Public Defenseless: Podcast with Keisha Hudson
Today on the Public Defenseless Podcast I spoke with Keisha Hudson, Chief Defender of the Philadelphia Defender Association. Take a listen to this conversation to learn about the ins and outs of Pennsylvania Public Defense and what makes Philadelphia standout as an example of what public defense could be in the state.
"Today on the Public Defenseless Podcast I spoke with Keisha Hudson, Chief Defender of the Philadelphia Defender Association. Take a listen to this conversation to learn about the ins and outs of Pennsylvania Public Defense and what makes Philadelphia standout as an example of what public defense could be in the state.
Pennsylvania stands as the only state left that provides exactly $0 to support trial level representation for public defenders. Despite this, the state mandates that all counties operate a public defender office as their source of delivering public defender services to their communities. As is to be expected when the state kicks the funding mandates down to the county level, there is a staffing and funding crisis plaguing defenders from the rural Pennsylvania all the Keisha's office in Philadelphia. Few people understand the issue that funding/staffing shortages can create in Pennsylvania Defender Offices quite like Keisha, and it was eye opening to hear about her fight for funds in Montgomery County. I was struck by the detailed and calculated approach she took to community outreach to build the coalitions necessary to push politicians towards necessary policy reform. We briefly touch on how the conditions seen in places like Montgomery County contribute to the rise of horrible corruption cases like those seen in Luzerne County in the "Cash for Kids Scandal"

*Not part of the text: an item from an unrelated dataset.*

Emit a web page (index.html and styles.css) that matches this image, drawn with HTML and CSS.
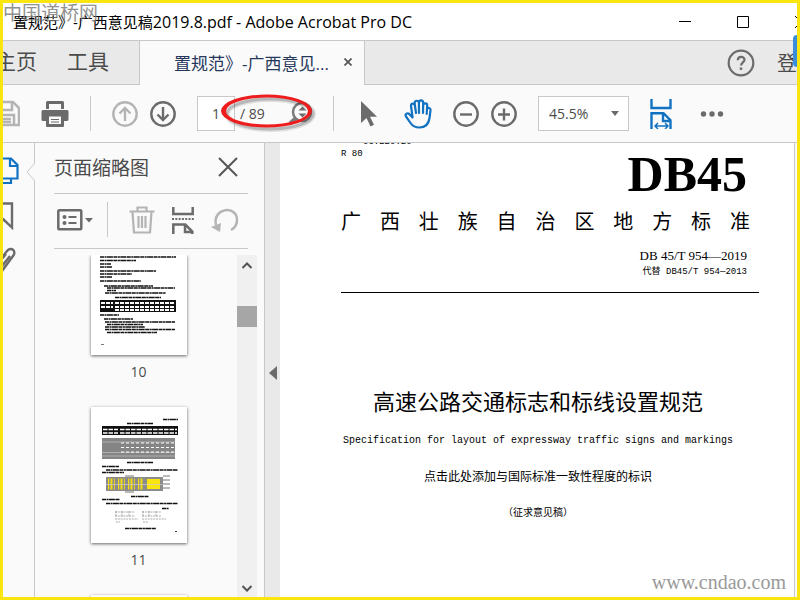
FILE: index.html
```
<!DOCTYPE html>
<html lang="zh-CN">
<head>
  <meta charset="UTF-8" />
  <meta name="viewport" content="width=device-width, initial-scale=1" />
  <title>Adobe Acrobat Pro DC</title>
  <link rel="stylesheet" href="styles.css">
</head>
<body>

  <header class="titlebar">
    <h1>置规范》-广西意见稿<span>2019.8.pdf - Adobe Acrobat Pro DC</span></h1>
    <div class="window-buttons">
      <button aria-label="Minimize"><svg width="12" height="12"><path d="M0 5.5h12" stroke="#000"/></svg></button>
      <button aria-label="Maximize"><svg width="12" height="12"><path d="M.5 .5h11v11h-11z" fill="none" stroke="#000"/></svg></button>
      <button aria-label="Close"><svg width="12" height="12"><path d="M0 0l12 12M12 0L0 12" stroke="#000"/></svg></button>
    </div>
  </header>
  <div class="site-mark">中国道桥网</div>

  <nav class="tabs">
    <div class="main-tabs">
      <a href="#home">主页</a>
      <a href="#tools">工具</a>
    </div>
    <div class="file-tab">
      <span>置规范》-广西意见...</span>
      <button aria-label="Close tab"><svg width="8" height="8"><path d="M.5 .5l7 7M7.500 .5l-7 7" stroke="#555" stroke-width="1.700"/></svg></button>
    </div>
    <div class="account">
      <button aria-label="Help">
        <svg width="28" height="28" fill="none" stroke="#6b6b6b" stroke-width="2.200"><circle cx="14" cy="14" r="12.300"/><path d="M10.800 11.200c0-4.400 6.700-4.200 6.700-.5 0 2.600-3.400 2.700-3.400 5.700" stroke-width="2.200"/><path d="M14 18.500v2.400" stroke-width="2.500"/></svg>
      </button>
      <a href="#login">登录</a>
    </div>
    <div class="side-flag"></div>
  </nav>

  <div class="toolbar">
    <div class="group file-tools">
      <button aria-label="Save">
        <svg width="28" height="28" fill="none" stroke="#b4b4b4" stroke-width="2.500"><path d="M2 2h19l6 6v17H2z"/><path d="M8 2v8h12V2M7 25V15h15v10M10 19h9M10 22h9"/></svg>
      </button>
      <button aria-label="Print">
        <svg width="28" height="28"><path d="M5 9V2.500Q5 1 6.500 1h15Q23 1 23 2.500V9h-3V4H8v5z" fill="#6b6b6b"/><path d="M2 10h24q1.500 0 1.500 1.500V19Q27.500 21 26 21h-3v5q0 1-1 1H6q-1 0-1-1v-5H2Q.5 21 .5 19.500v-8Q.5 10 2 10z" fill="#6b6b6b"/><path d="M8 16.500h12V24H8z" fill="#fafafa"/><path d="M10 19.500h8M10 22h8" stroke="#6b6b6b" stroke-width="1.200"/></svg>
      </button>
    </div>
    <div class="divider"></div>
    <div class="group">
      <button aria-label="Previous page">
        <svg width="26" height="26" fill="none" stroke="#b4b4b4" stroke-width="2.400"><circle cx="13" cy="13" r="11.700"/><path d="M13 20V7M7.500 12.500L13 7l5.500 5.500"/></svg>
      </button>
      <button aria-label="Next page">
        <svg width="26" height="26" fill="none" stroke="#6b6b6b" stroke-width="2.400"><circle cx="13" cy="13" r="11.700"/><path d="M13 6v13M7.500 13.500L13 19l5.500-5.500"/></svg>
      </button>
    </div>
    <div class="page-nav">
      <input type="text" id="page" value="1">
      <label for="page">/ 89</label>
      <button aria-label="Find">
        <svg width="24" height="28"><circle cx="14" cy="12" r="9" fill="none" stroke="#7b7b7b" stroke-width="2.500"/><path d="M8 18L2 23.500" stroke="#7b7b7b" stroke-width="4"/><path d="M10.500 10.500l4-4 4 4zM10.500 13.500l4 4 4-4z" fill="#6b6b6b"/></svg>
      </button>
      <svg class="red-ring" width="100" height="42">
        <ellipse cx="50" cy="22" rx="43" ry="15" fill="none" stroke="#000" stroke-opacity=".1" stroke-width="6"/>
        <ellipse cx="50" cy="22" rx="43" ry="15" fill="none" stroke="#000" stroke-opacity=".18" stroke-width="3"/>
        <path fill-rule="evenodd" d="M1 19a45.500 16.500 0 1 0 91 0a45.500 16.500 0 1 0-91 0zM6 19a41 13.500 0 1 0 82 0a41 13.500 0 1 0-82 0z" fill="#ee1c1c"/>
      </svg>
    </div>
    <div class="divider"></div>
    <div class="group wide">
      <button aria-label="Select">
        <svg width="28" height="28"><path d="M6 1v22l5.500-5 4 8.500 3.500-1.800-4-8H22z" fill="#6b6b6b"/></svg>
      </button>
      <button aria-label="Hand">
        <svg width="28" height="30" fill="none" stroke="#1272c2" stroke-width="2.200" stroke-linejoin="round" stroke-linecap="round"><path d="M8.500 18L7 7c-.3-3 3.500-3.500 4 0l1 7M11 7.500l-.3-3.500c0-3 4-3 4.200 0L15 14M14.900 4c0-3.500 4.300-3.500 4.300 0L19 14M19.200 6.500c.2-3 4.100-2.600 4 0L22.700 15M23 10.500c.8-2.500 3.800-1.800 3.500.8L25.500 19c-.8 6-4.500 9.500-10 9.500-4.500 0-7-1.500-9-4.500L2 17.500c-1.500-2.800 1.700-4.200 3.500-2.200l3 3.200"/></svg>
      </button>
    </div>
    <div class="group">
      <button aria-label="Zoom out">
        <svg width="26" height="26" fill="none" stroke="#6b6b6b" stroke-width="2.400"><circle cx="13" cy="13" r="11.700"/><path d="M7 13.500h12"/></svg>
      </button>
      <button aria-label="Zoom in">
        <svg width="26" height="26" fill="none" stroke="#6b6b6b" stroke-width="2.400"><circle cx="13" cy="13" r="11.700"/><path d="M7 13.500h12M13 7.500v12"/></svg>
      </button>
    </div>
    <div class="zoom-box">
      <select aria-label="Zoom level"><option>45.5%</option></select>
      <svg width="8" height="5"><path d="M0 0h8L4 5z" fill="#6b6b6b"/></svg>
    </div>
    <button aria-label="Fit width">
      <svg width="22" height="30" fill="none" stroke="#1272c2" stroke-width="2.400"><path d="M1.500 0v9h19V0M1.500 30V14.200h12l7 7V30M13 14.500v7.500h7"/><path d="M5.500 27h12M8 24l-3 3 3 3M15 24l3 3-3 3" stroke-width="1.500"/></svg>
    </button>
    <button class="more" aria-label="More tools">
      <svg width="24" height="6" fill="#6b6b6b"><circle cx="3.500" cy="3" r="2.700"/><circle cx="12" cy="3" r="2.700"/><circle cx="20.500" cy="3" r="2.700"/></svg>
    </button>
  </div>

  <main>
    <aside class="rail">
      <button aria-label="Page thumbnails">
        <svg width="26" height="28" fill="none" stroke="#1272c2" stroke-width="2.200"><path d="M5 1.500h13l6.500 6.500v13.500H5zM17 2v7h7M18 22v4H1V8h4"/></svg>
      </button>
      <button aria-label="Bookmarks">
        <svg width="26" height="28" fill="none" stroke="#6b6b6b" stroke-width="2.400"><path d="M2 1.500h17v24l-8.500-8-8.500 8z"/></svg>
      </button>
      <button aria-label="Attachments">
        <svg width="26" height="28" fill="none" stroke="#6b6b6b" stroke-width="2.400"><path d="M7 13l7-9c4-5 10 0 6 5L9 24c-3 4-9 0-6-5l10-12M9 19l8-10"/></svg>
      </button>
      <svg class="notch" width="9" height="20"><path d="M9 1L1 10l8 9" fill="#fafafa" stroke="#c8c8c8"/></svg>
    </aside>

    <section class="panel">
      <div class="panel-head">
        <h2>页面缩略图</h2>
        <button aria-label="Close panel"><svg width="20" height="20"><path d="M1 1l18 18M19 1L1 19" stroke="#555" stroke-width="2"/></svg></button>
      </div>
      <div class="panel-tools">
        <button aria-label="Options">
          <svg width="37" height="22"><rect x="1.300" y="1.300" width="23" height="19" rx="1" fill="none" stroke="#6b6b6b" stroke-width="2.500"/><circle cx="7.500" cy="8" r="2" fill="#6b6b6b"/><circle cx="7.500" cy="14" r="2" fill="#6b6b6b"/><path d="M11.500 8h8M11.500 14h8" stroke="#6b6b6b" stroke-width="2"/><path d="M28 9h8l-4 4.500z" fill="#6b6b6b"/></svg>
        </button>
        <div class="divider"></div>
        <button aria-label="Delete">
          <svg width="26" height="28" fill="none" stroke="#b4b4b4" stroke-width="2.200"><path d="M.5 5.500h25M8.500 5V1.500h9V5M3.500 6l1.500 20.500h16L22.500 6M9.500 10v12M13 10v12M16.500 10v12"/></svg>
        </button>
        <button aria-label="Extract pages">
          <svg width="22" height="28" fill="none" stroke="#6b6b6b" stroke-width="2.500"><path d="M1.300 1v7h19.400V1M1.300 28V18.500h12l7 7V28M13 18v8h8"/><path d="M0 13h22" stroke-width="2" stroke-dasharray="2 1.300"/></svg>
        </button>
        <button aria-label="Rotate">
          <svg width="28" height="26"><path d="M5 18C1 1 25-2 26 12c.2 5-2 9-6 11" fill="none" stroke="#b4b4b4" stroke-width="2.500"/><path d="M0 20l10-4-1 9z" fill="#b4b4b4"/></svg>
        </button>
      </div>

      <div class="thumbs">
        <div class="thumb-list">
          <figure>
            <svg class="sheet" width="96" height="100">
              <g fill="none" stroke="#111" stroke-width="1.500" stroke-dasharray="4 .5 2 .4 6 .5">
                <path d="M9 2h76M9 5.500h36M9 9h11M9 12h12M9 16h56M9 19h32M9 22h12M9 26h41M13 31h49M16 33h68M16 35.500h9M14 38h61M24 42.500h46M9 60h19M13 64h29M14 67h70M16 69.500h36M14 72h40M14 74.500h70M16 77.500h50"/>
              </g>
              <path d="M9 45h76v12H9z" fill="#111"/>
              <path d="M10 48h12M24 48h60M10 52h12M24 52h60M24 55h60" stroke="#fff" stroke-width="2" stroke-dasharray="4 1"/>
              <path d="M10 89.500h3" stroke="#777"/>
            </svg>
            <figcaption>10</figcaption>
          </figure>
          <figure>
            <svg class="sheet" width="96" height="136">
              <g fill="none" stroke="#111" stroke-width="1.500" stroke-dasharray="4 .5 2 .4 6 .5">
                <path d="M72 12.500h15M36 16.500h26M36 55.500h26M11 59.500h17M15 63h72M11 65.500h22M40 89.500h18M11 92.500h18M15 96.500h72M71 101.500h7M34 121.500h31"/>
              </g>
              <path d="M11 19h76v9H11z" fill="#111"/>
              <path d="M12 22.500h15M29 22.500h57M12 26h15M29 26h57" stroke="#fff" stroke-width="1.600" stroke-dasharray="4.500 1"/>
              <path d="M11 31h73v21H11z" fill="#858585"/>
              <path d="M11 35h73M11 45.500h73M11 49h73" stroke="#bbb" stroke-width=".8"/>
              <path d="M30 36h54M30 40.500h54M30 45h54" stroke="#fff" stroke-width="1.200" stroke-dasharray="3 2"/>
              <path d="M15 70h57v14H15z" fill="#8b8b8b"/>
              <path d="M17 77h35" stroke="#f5dd15" stroke-width="11" stroke-dasharray="1.200 1.300 2 1.700 .8 3"/>
              <path d="M56 72h13v10H56z" fill="#fae50e"/>
              <path d="M15 77.500h57" stroke="#ccc" stroke-width=".7"/>
              <path d="M34 69h9M72 69h7M72 73h7M72 77h7M72 81h7M34 85h9" stroke="#777" stroke-width="1.200"/>
              <path d="M24 105h20M24 109h20M24 112h23M51 105h19M51 109h19M51 112h24M25 104v6M31 104v6M38 104v6M52 104v6M58 104v6M65 104v6M25 115h4M52 115h5" fill="none" stroke="#888" stroke-width=".7" stroke-dasharray="2 .8"/>
              <path d="M84 124.500h2" stroke="#333"/>
            </svg>
            <figcaption>11</figcaption>
          </figure>
          <figure>
            <svg class="sheet" width="96" height="136"></svg>
          </figure>
        </div>
        <div class="scrollbar">
          <svg width="10" height="7"><path d="M.5 6L5 1.500 9.500 6" fill="none" stroke="#555" stroke-width="2"/></svg>
          <div class="handle"></div>
          <svg width="10" height="7"><path d="M.5 1L5 5.500 9.500 1" fill="none" stroke="#555" stroke-width="2"/></svg>
        </div>
      </div>
    </section>

    <button class="splitter" aria-label="Collapse panel">
      <svg width="8" height="14"><path d="M8 0v14L0 7z" fill="#6b6b6b"/></svg>
    </button>

    <article class="document">
      <div class="codes">
        <p class="ics">03.220.20</p>
        <p>R 80</p>
      </div>
      <p class="standard-mark">DB45</p>
      <p class="region">广 西 壮 族 自 治 区 地 方 标 准</p>
      <p class="number">DB 45/T 954—2019</p>
      <p class="replaces">代替 DB45/T 954—2013</p>
      <hr>
      <div class="cover">
        <h2>高速公路交通标志和标线设置规范</h2>
        <p class="english">Specification for layout of expressway traffic signs and markings</p>
        <p class="conformity">点击此处添加与国际标准一致性程度的标识</p>
        <p class="draft">（征求意见稿）</p>
      </div>
      <div class="url-mark">www.cndao.com</div>
    </article>
  </main>

</body>
</html>
```
FILE: styles.css
```
* {
  box-sizing: border-box;
  margin: 0;
  padding: 0;
}

body {
  display: flex;
  flex-direction: column;
  height: 100vh;
  border: 3px solid #fae50e;
  background: #fafafa;
  color: #4b4b4b;
  font-family: "Open Sans", "Noto Sans CJK SC", sans-serif;
  font-size: 14px;
  overflow: hidden;
  position: relative;
}

button {
  display: flex;
  align-items: center;
  justify-content: center;
  flex-shrink: 0;
  border: none;
  background: none;
}

a {
  color: inherit;
  text-decoration: none;
}

svg {
  display: block;
  flex-shrink: 0;
}

/* Title bar */
.titlebar {
  display: flex;
  align-items: center;
  justify-content: space-between;
  flex: 0 0 38px;
  padding-left: 10px;
  background: white;
  border-bottom: 1px solid #c8c8c8;
  overflow: hidden;
}

.titlebar h1 {
  color: #000;
  font-size: 15px;
  font-weight: normal;
  line-height: 20px;
  white-space: nowrap;
}

.titlebar h1 span {
  font-size: 16px;
}

.window-buttons {
  display: flex;
  gap: 46px;
  margin-right: -10px;
}

.site-mark {
  position: absolute;
  top: 0;
  left: 0;
  color: #777;
  font-size: 19px;
  line-height: 20px;
  opacity: 0.8;
}

/* Tabs */
.tabs {
  display: flex;
  flex: 0 0 44px;
  background: #e9e9e9;
  position: relative;
}

.main-tabs {
  display: flex;
  align-items: center;
  justify-content: flex-end;
  gap: 30px;
  width: 137px;
  padding: 0 30px 4px 0;
  border-right: 1px solid #c8c8c8;
  border-bottom: 1px solid #c8c8c8;
  font-size: 21px;
  line-height: 28px;
  white-space: nowrap;
  overflow: hidden;
}

.file-tab {
  display: flex;
  align-items: center;
  justify-content: space-between;
  width: 225px;
  padding: 0 12px 2px 34px;
  border-right: 1px solid #c8c8c8;
  background: #fafafa;
  color: #26375c;
  font-size: 17px;
  white-space: nowrap;
}

.account {
  display: flex;
  align-items: center;
  justify-content: flex-end;
  flex: 1;
  gap: 22px;
  border-bottom: 1px solid #c8c8c8;
  font-size: 20px;
  white-space: nowrap;
  overflow: hidden;
}

.account a {
  width: 20px;
}

.side-flag {
  position: absolute;
  top: -6px;
  right: 0;
  width: 4px;
  height: 32px;
  background: #3a8ddb;
  border-radius: 4px 0 0 4px;
}

/* Toolbar */
.toolbar {
  display: flex;
  align-items: center;
  flex: 0 0 58px;
  gap: 21px;
  border-bottom: 1px solid #c8c8c8;
}

.group {
  display: flex;
  align-items: center;
  gap: 12px;
}

.group.wide {
  gap: 21px;
}

.file-tools {
  gap: 21px;
  margin-left: -11px;
}

.divider {
  width: 1px;
  height: 35px;
  background: #c8c8c8;
}

.page-nav {
  display: flex;
  align-items: center;
  position: relative;
}

.page-nav input {
  width: 38px;
  height: 35px;
  border: 1px solid #c8c8c8;
  background: white;
  color: #4b4b4b;
  font: inherit;
  text-align: center;
}

.page-nav label {
  width: 53px;
  padding-left: 5px;
}

.red-ring {
  position: absolute;
  top: -4px;
  left: 23px;
}

.zoom-box {
  display: flex;
  align-items: center;
  position: relative;
}

.zoom-box select {
  appearance: none;
  width: 91px;
  height: 35px;
  padding-left: 10px;
  border: 1px solid #c8c8c8;
  background: white;
  color: #4b4b4b;
  font: inherit;
}

.zoom-box svg {
  position: absolute;
  right: 10px;
  pointer-events: none;
}

.more {
  margin-left: 7px;
}

/* Work area */
main {
  display: flex;
  flex: 1;
  min-height: 0;
}

.rail {
  display: flex;
  flex-direction: column;
  align-items: flex-start;
  flex: 0 0 32px;
  gap: 17px;
  padding-top: 14px;
  border-right: 1px solid #c8c8c8;
  position: relative;
}

.rail button {
  margin-left: -10px;
}

.notch {
  position: absolute;
  top: 19px;
  right: -1px;
}

.panel {
  display: flex;
  flex-direction: column;
  flex: 0 0 230px;
  padding-left: 19px;
  border-right: 1px solid #c8c8c8;
}

.panel-head {
  display: flex;
  align-items: center;
  justify-content: space-between;
  flex: 0 0 51px;
  margin-right: 16px;
  padding: 0 10px 3px 0;
  border-bottom: 1px solid #c8c8c8;
}

.panel-head h2 {
  font-size: 19px;
  font-weight: normal;
}

.panel-tools {
  display: flex;
  align-items: center;
  flex: 0 0 55px;
  gap: 17px;
  margin-right: 16px;
  padding: 0 0 3px 3px;
  border-bottom: 1px solid #c8c8c8;
}

.panel-tools .divider {
  margin: 0 4px 0 -4px;
}

.thumbs {
  display: flex;
  flex: 1;
  min-height: 0;
  padding-top: 6px;
}

.thumb-list {
  display: flex;
  flex-direction: column;
  align-items: center;
  flex: 1;
  padding-right: 14px;
  overflow: hidden;
}

.sheet {
  background: white;
  box-shadow: 0 1px 3px rgba(0, 0, 0, 0.6);
}

figcaption {
  padding: 5px 0 23px;
  font-size: 14px;
  line-height: 24px;
  text-align: center;
}

.scrollbar {
  display: flex;
  flex-direction: column;
  align-items: center;
  width: 20px;
  margin-right: 7px;
  padding: 7px 0 5px;
  background: #f0f0f0;
}

.handle {
  width: 100%;
  height: 21px;
  margin: 37px 0 auto;
  background: #a6a6a6;
}

.splitter {
  flex: 0 0 15px;
  padding-top: 5px;
  background: #e9e9e9;
}

/* Document */
.document {
  flex: 1;
  min-width: 0;
  margin-right: 2px;
  padding: 0 35px 0 61px;
  border-right: 1px solid #c8c8c8;
  background: white;
  color: #000;
  position: relative;
  overflow: hidden;
}

.codes {
  margin-top: -7px;
  font-family: "Liberation Mono", monospace;
  font-size: 9px;
  line-height: 12px;
}

.codes .ics {
  padding-left: 22px;
}

.standard-mark {
  padding-right: 12px;
  font-family: "Liberation Serif", serif;
  font-size: 50px;
  font-weight: bold;
  line-height: 28px;
  text-align: right;
}

.region {
  margin: 20px 9px 0 0;
  font-size: 20px;
  line-height: 28px;
  text-align-last: justify;
}

.number,
.replaces {
  padding-right: 12px;
  text-align: right;
}

.number {
  margin-top: 12px;
  font-family: "Liberation Serif", serif;
  font-size: 13px;
  line-height: 16px;
}

.replaces {
  font-family: "Liberation Mono", "Noto Sans CJK SC", monospace;
  font-size: 9px;
  line-height: 16px;
}

.document hr {
  margin-top: 12px;
  border: none;
  border-top: 1px solid #000;
}

.cover {
  padding: 92px 24px 0 0;
  text-align: center;
  white-space: nowrap;
}

.cover h2 {
  font-size: 22px;
  font-weight: normal;
  line-height: 32px;
}

.english {
  margin-top: 16px;
  font-family: "Liberation Mono", monospace;
  font-size: 10px;
  line-height: 16px;
}

.conformity {
  margin-top: 20px;
  font-size: 12px;
  line-height: 16px;
}

.draft {
  margin-top: 19px;
  font-size: 10px;
  line-height: 16px;
}

.url-mark {
  position: absolute;
  right: 8px;
  bottom: 3px;
  color: #999;
  font-family: "Liberation Serif", serif;
  font-size: 20px;
  line-height: 24px;
}
```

Lastly, she was able to pull on her experience in representing those on death row to paint a beautiful picture of the pressing necessity for empathy and mercy in our justice system. I always enjoy discussing the role and importance of story telling to show the humanity of those accused and sometimes convicted of crimes, but I also understand how difficult this project can be in certain cases. Ultimately with leaders like Keisha at the helm, I believe we can create a system of justice that recognizes the humanity and respects the rights of the accused while also caring for the healing of any potential victims of crimes. Empathy for one, does not exclude empathy for the other.
As always, you can check out this show and more on:
If you or someone you know hears about the show, and would like to come on and share your experience as a public defender, in criminal justice reform, or as a client of public defenders, please contact me via the website!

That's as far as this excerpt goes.